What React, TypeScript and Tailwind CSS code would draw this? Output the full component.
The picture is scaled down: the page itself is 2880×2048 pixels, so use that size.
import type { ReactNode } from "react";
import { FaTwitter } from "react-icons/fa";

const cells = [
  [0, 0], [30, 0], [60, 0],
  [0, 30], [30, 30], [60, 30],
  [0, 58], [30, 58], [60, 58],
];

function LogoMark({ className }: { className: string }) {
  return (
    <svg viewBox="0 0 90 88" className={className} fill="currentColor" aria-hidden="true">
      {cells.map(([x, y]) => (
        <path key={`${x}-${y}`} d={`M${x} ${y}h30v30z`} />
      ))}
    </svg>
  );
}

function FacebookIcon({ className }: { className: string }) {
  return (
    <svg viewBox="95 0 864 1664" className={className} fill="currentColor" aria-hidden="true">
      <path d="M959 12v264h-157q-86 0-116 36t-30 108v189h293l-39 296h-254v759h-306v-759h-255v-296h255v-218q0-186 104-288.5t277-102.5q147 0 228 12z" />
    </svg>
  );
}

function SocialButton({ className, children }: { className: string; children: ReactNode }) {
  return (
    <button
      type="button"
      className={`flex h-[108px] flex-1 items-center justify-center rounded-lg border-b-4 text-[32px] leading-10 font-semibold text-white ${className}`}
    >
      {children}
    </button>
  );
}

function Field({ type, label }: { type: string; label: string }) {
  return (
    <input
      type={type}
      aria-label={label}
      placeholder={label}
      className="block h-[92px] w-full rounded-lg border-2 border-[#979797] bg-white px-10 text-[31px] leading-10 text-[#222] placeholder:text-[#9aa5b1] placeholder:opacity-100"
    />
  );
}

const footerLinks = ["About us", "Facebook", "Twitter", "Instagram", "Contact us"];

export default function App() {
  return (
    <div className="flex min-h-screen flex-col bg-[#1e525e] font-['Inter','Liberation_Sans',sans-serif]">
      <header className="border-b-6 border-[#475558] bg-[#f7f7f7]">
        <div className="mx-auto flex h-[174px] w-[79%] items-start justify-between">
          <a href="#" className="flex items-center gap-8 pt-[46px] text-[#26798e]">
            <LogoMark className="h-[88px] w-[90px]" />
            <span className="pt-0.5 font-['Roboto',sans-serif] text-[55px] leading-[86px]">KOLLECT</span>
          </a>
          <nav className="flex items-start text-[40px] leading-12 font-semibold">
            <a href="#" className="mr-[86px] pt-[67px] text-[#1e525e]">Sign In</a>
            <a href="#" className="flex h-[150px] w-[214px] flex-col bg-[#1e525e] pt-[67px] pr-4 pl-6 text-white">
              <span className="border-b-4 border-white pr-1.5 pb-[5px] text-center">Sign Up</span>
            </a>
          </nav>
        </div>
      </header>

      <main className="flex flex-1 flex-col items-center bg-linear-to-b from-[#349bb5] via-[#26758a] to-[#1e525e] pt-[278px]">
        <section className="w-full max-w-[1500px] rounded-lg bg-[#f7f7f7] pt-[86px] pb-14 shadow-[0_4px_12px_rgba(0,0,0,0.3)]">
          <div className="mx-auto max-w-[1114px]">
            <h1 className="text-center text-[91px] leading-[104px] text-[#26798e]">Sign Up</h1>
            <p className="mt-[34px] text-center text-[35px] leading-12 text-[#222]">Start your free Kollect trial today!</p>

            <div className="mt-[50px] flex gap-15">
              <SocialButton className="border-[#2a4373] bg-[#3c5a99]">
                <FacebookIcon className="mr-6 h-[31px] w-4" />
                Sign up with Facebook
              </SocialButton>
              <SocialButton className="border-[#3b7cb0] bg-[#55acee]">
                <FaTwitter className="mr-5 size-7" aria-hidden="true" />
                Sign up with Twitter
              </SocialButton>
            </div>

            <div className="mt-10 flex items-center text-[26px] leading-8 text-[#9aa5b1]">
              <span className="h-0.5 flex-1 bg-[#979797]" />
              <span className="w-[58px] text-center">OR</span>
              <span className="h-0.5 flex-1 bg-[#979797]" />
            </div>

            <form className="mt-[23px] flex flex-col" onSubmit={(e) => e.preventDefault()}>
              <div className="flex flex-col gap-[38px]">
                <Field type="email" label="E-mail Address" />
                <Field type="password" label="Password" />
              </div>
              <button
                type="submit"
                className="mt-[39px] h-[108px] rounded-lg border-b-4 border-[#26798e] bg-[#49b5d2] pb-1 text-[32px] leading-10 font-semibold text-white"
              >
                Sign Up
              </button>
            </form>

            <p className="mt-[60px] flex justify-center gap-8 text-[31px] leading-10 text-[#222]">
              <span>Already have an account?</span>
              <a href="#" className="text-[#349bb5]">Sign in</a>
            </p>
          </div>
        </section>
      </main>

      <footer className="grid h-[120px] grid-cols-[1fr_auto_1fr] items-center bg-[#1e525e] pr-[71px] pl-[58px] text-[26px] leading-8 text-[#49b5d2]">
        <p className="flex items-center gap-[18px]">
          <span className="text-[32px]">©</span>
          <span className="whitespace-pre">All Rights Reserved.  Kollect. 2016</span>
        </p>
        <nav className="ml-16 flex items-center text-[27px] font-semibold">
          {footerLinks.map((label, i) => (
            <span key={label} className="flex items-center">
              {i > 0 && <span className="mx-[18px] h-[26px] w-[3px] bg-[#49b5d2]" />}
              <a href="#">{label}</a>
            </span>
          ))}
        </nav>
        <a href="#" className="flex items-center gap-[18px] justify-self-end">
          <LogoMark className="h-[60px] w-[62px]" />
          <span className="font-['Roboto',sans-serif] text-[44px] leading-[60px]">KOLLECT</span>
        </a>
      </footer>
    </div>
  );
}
^^^^^^^^^^^^^^^^
Extract all lines containing the word "size".

▶ [RESULT OF THIS TASK]
The picture is scaled down: the page itself is 2880×2048 pixels, so use that size.
                <FaTwitter className="mr-5 size-7" aria-hidden="true" />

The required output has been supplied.